Back at the Draper house, Don says he's going upstairs to take a shower. Betty tells him he should leave. She needs him, Don protests. "Why?" she asks. "Nothing's changed." They were "just pretending" at her father's house.

Don arrives at the office during a baby shower for Harry. The gifts include Pampers and Lucky Strikes. Joan accompanies Don to his office, where he says he will be going to California, not Paul. He instructs her to send Paul a memo about the change of plans, but she heads back to the party and informs him in front of everyone. Paul calls Sheila to say he's reconsidered: He'll go to Mississippi "arm in arm with you and make a stand."

Pete tells Peggy he's nervous about flying for the first time since his father's death in the jet crash. Statistically speaking, he's unlikely to perish, she says. Pete blurts out that he hates his mother and, though Peggy doesn't catch his drift, alludes to his mother's objections to adoption. "Everything's so easy for you," he muses to Peggy. "It's not easy for anyone, Pete," she replies.

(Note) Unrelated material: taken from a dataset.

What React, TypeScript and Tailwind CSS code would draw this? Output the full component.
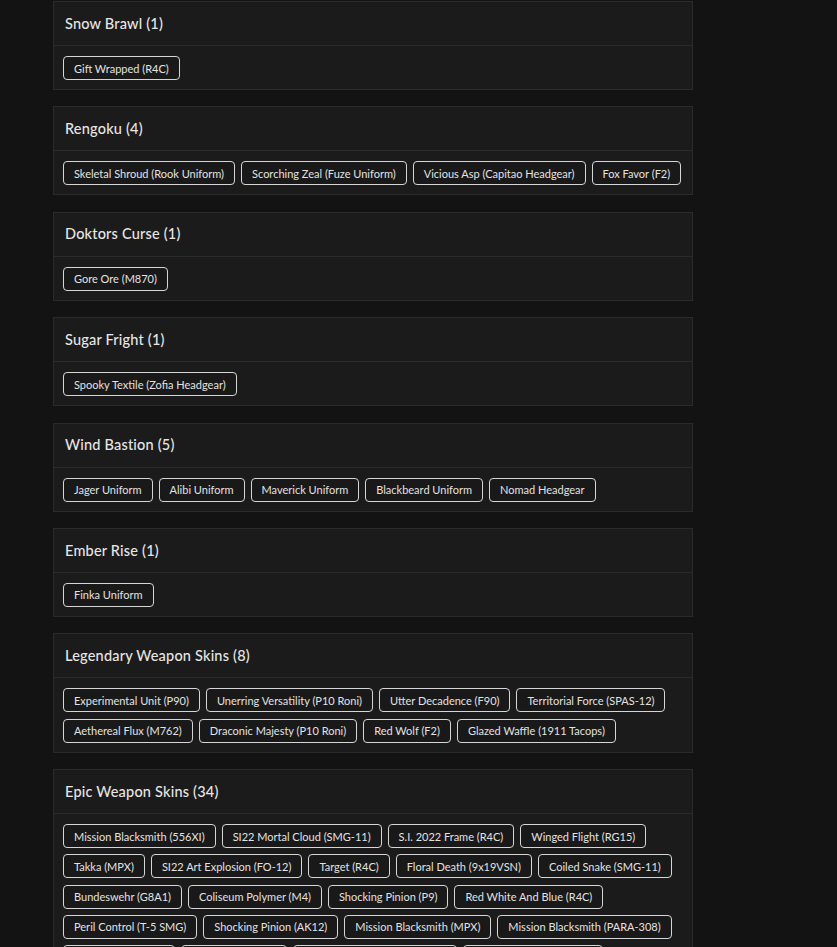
type Group = { name: string; items: string[] };

const GROUPS: Group[] = [
  { name: 'Snow Brawl', items: ['Gift Wrapped (R4C)'] },
  {
    name: 'Rengoku',
    items: ['Skeletal Shroud (Rook Uniform)', 'Scorching Zeal (Fuze Uniform)', 'Vicious Asp (Capitao Headgear)', 'Fox Favor (F2)'],
  },
  { name: 'Doktors Curse', items: ['Gore Ore (M870)'] },
  { name: 'Sugar Fright', items: ['Spooky Textile (Zofia Headgear)'] },
  {
    name: 'Wind Bastion',
    items: ['Jager Uniform', 'Alibi Uniform', 'Maverick Uniform', 'Blackbeard Uniform', 'Nomad Headgear'],
  },
  { name: 'Ember Rise', items: ['Finka Uniform'] },
  {
    name: 'Legendary Weapon Skins',
    items: [
      'Experimental Unit (P90)', 'Unerring Versatility (P10 Roni)', 'Utter Decadence (F90)', 'Territorial Force (SPAS-12)',
      'Aethereal Flux (M762)', 'Draconic Majesty (P10 Roni)', 'Red Wolf (F2)', 'Glazed Waffle (1911 Tacops)',
    ],
  },
  {
    name: 'Epic Weapon Skins',
    items: [
      'Mission Blacksmith (556XI)', 'SI22 Mortal Cloud (SMG-11)', 'S.I. 2022 Frame (R4C)', 'Winged Flight (RG15)',
      'Takka (MPX)', 'SI22 Art Explosion (FO-12)', 'Target (R4C)', 'Floral Death (9x19VSN)', 'Coiled Snake (SMG-11)',
      'Bundeswehr (G8A1)', 'Coliseum Polymer (M4)', 'Shocking Pinion (P9)', 'Red White And Blue (R4C)',
      'Peril Control (T-5 SMG)', 'Shocking Pinion (AK12)', 'Mission Blacksmith (MPX)', 'Mission Blacksmith (PARA-308)',
      'Neon Dawn (MP7)', 'Gilded Rose (L85)', 'Mission Blacksmith (ARX200)', 'Crimson Talon (C8-SFW)',
      'Frost Bite (AUG A2)', 'Static Wave (M249)', 'Black Ice (SR-25)', 'Crown Jewel (Mk1 9mm)',
      'Obsidian Edge (417)', 'Mission Blacksmith (C7E)', 'Solar Flare (AR33)', 'Dragon Scale (LMG-E)',
      'Ghost Veil (Vector .45)', 'Copper Tide (SC3000K)', 'Iron Bloom (UMP45)', 'Silent Storm (CSRX 300)', 'Ashen Gale (T-95 LSW)',
    ],
  },
];

function Card({ group }: { group: Group }) {
  return (
    <div className="bg-[#1b1b1b] border border-[#2b2b2b]">
      <div className="h-[44px] px-[11px] flex items-center border-b border-[#2b2b2b]">
        <h2 className="text-[14.5px] font-medium text-[#e6e6e6] tracking-[0.2px]">
          {group.name} ({group.items.length})
        </h2>
      </div>
      <div className="px-[9px] pt-[10px] pb-[9px] flex flex-wrap gap-x-[6px] gap-y-[6.3px]">
        {group.items.map((item, i) => (
          <button
            key={i}
            className="h-[24px] px-[10px] border border-[#d6d6d6] rounded-[4px] bg-[#191919] text-[11px] text-[#e2e2e2] leading-none whitespace-nowrap"
          >
            {item}
          </button>
        ))}
      </div>
    </div>
  );
}

export default function App() {
  return (
    <div className="min-h-screen bg-[#131313] pt-px" style={{ fontFamily: 'Lato, "Open Sans", sans-serif' }}>
      <div className="ml-[53px] w-[640px] flex flex-col gap-[16.4px]">
        {GROUPS.map(g => <Card key={g.name} group={g} />)}
      </div>
    </div>
  );
}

Betty discovers Glen Bishop in the backyard playhouse. He's been there a few days, he says, having run away from home because his mother doesn't care about him. After a shower, he enters the kitchen wearing one of Don’s T-shirts.

Later, Glen takes Betty's hand, saying, "I came to rescue you." He has money, and they can flee together. Their conversation is interrupted when Sally and Bobby arrive, after which Betty calls Glen's mother. "I hate you," Glen says to Betty as his mother takes him away.

On a bus to Mississippi, Paul tells the mostly black passengers that from a purely Marxist perspective the markets dictate a colorblind society. "The consumer has no color," he maintains.

Helen Bishop drops by Betty's house to reprimand Betty. Betty replies that nothing happened; Glen is just lonely because Helen is too busy to give him enough attention. Helen admits that she's been a less than perfect mother.

Betty tells Helen that Don isn't living at the house anymore. "I don't even know," she responds when asked if her marriage is over. "Sometimes I think I'll float away if Don isn't holding me down." The hardest part about divorce, Helen contends, "is realizing you're in charge."